Monday, May 01, 2006

Writing Can Get You Murdered

I was thinking about my plagiarism rant the other day, when I came across a Yahoo! News story regarding Dutch Muslim Hirsi Ali.

If you haven't heard of Ayaan Hirsi Ali, then more than likely you've heard of Theo van Gogh, the Dutch filmmaker who was shot to death on the streets of Amsterdam by Mohammed Bouyeri, a Dutch Muslim who was part of a group upset at van Gogh's directing of Ali's short film, "Submission." Bouyeri shot van Gogh eight times, then for added good measure, slit his throat, stabbed him in the chest, and left two knives lodged there, one of which pinned a five-page manifesto from Bouyeri's group, the Hofstad Network. The note text can be found here.

Why?

Partly because "Submission" was a short piece written in regards to the violence that can follow Muslim women. The piece showed passages unfavorable to women from the Koran. In the film, the words were projected on a woman's semi-naked body, a woman who had just been beaten and raped by a relative. The film's purpose was to expose the treatment of Muslim women, and hopefully begin a dialogue to change certain tenets of the Muslim faith, a Muslim Reformation, if you will.

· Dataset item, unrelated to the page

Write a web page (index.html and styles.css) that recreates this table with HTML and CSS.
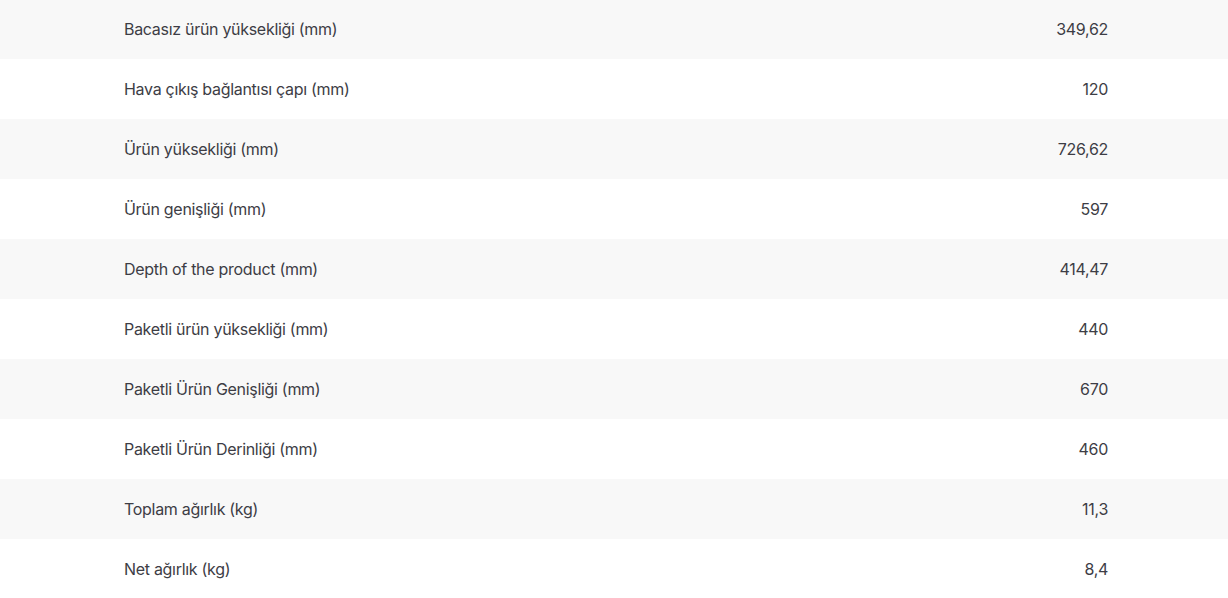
FILE: index.html
```html
<!DOCTYPE html>
<html lang="tr">
<head>
<meta charset="utf-8">
<link rel="stylesheet" href="styles.css">
</head>
<body>
<div class="table">
  <div class="row"><span class="label">Bacasız ürün yüksekliği (mm)</span><span class="value">349,62</span></div>
  <div class="row"><span class="label">Hava çıkış bağlantısı çapı (mm)</span><span class="value">120</span></div>
  <div class="row"><span class="label">Ürün yüksekliği (mm)</span><span class="value">726,62</span></div>
  <div class="row"><span class="label">Ürün genişliği (mm)</span><span class="value">597</span></div>
  <div class="row"><span class="label">Depth of the product (mm)</span><span class="value">414,47</span></div>
  <div class="row"><span class="label">Paketli ürün yüksekliği (mm)</span><span class="value">440</span></div>
  <div class="row"><span class="label">Paketli Ürün Genişliği (mm)</span><span class="value">670</span></div>
  <div class="row"><span class="label">Paketli Ürün Derinliği (mm)</span><span class="value">460</span></div>
  <div class="row"><span class="label">Toplam ağırlık (kg)</span><span class="value">11,3</span></div>
  <div class="row"><span class="label">Net ağırlık (kg)</span><span class="value">8,4</span></div>
</div>
</body>
</html>
```
FILE: styles.css
```css
html, body {
  margin: 0;
  padding: 0;
  background: #ffffff;
}
body {
  font-family: Inter, "Noto Sans", sans-serif;
  font-size: 16px;
  letter-spacing: -0.3px;
  color: #3d3d45;
  overflow: hidden;
}
.table {
  margin-top: -1px;
  display: flex;
  flex-direction: column;
}
.row {
  height: 60px;
  display: flex;
  align-items: center;
  justify-content: space-between;
  padding: 0 120px 0 124px;
}
.row:nth-child(odd) {
  background: #f8f8f8;
}
```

After van Gogh's death (he was the great-grandson of Theodore van Gogh, artist Vincent van Gogh's brother), Ali went into hiding for fear of her own life. Her story is one of a Somali woman who was pawned off in marriage by her politician father to a Canadian cousin. Instead of going to Canada, Ali made her way to the Netherlands, eventually becoming an atheist, an outspoken critic of Islam and urger of reform, and a member of the Dutch Parliament. She has written several books, and a new one, The Caged Virgin : An Emancipation Proclamation for Women and Islam, comes out tomorrow while Ali is coming to the States to promote her work. A work that can literally get her killed, maybe with a few knives stuck in her chest or maybe something else even more heinous just to make a point.

Whatever one may feel about Ali and her work, whether it's too over the top, unbalanced or one-sided, at least she speaks out regardless of the danger to her own self and safety. Which sorta brings me back to my original rant about plagiarism.

Writing can get you murdered.
Writing can get you hunted.
Writing can topple goverments and cause powerful men to fall.

Wrecking the sanctity of writing and getting published and telling a story by fabricating or stealing other people's stuff is like betraying all the writers who died risking their necks to make people free or convince people of another way. So when I personally hear of people plagiarising (and truthfully getting hundreds of thousands of dollars to do so), it gets my hackles up.

Not all writing is sacred or even good (hey, I'm a case in point), nor here nor there. But I figure if it gets to the point that you are published in a book or a journal or even on the web, then it better be original and it better be yours or it better be attributed, cause writing can get you murdered and ultimately, that's no laughing matter.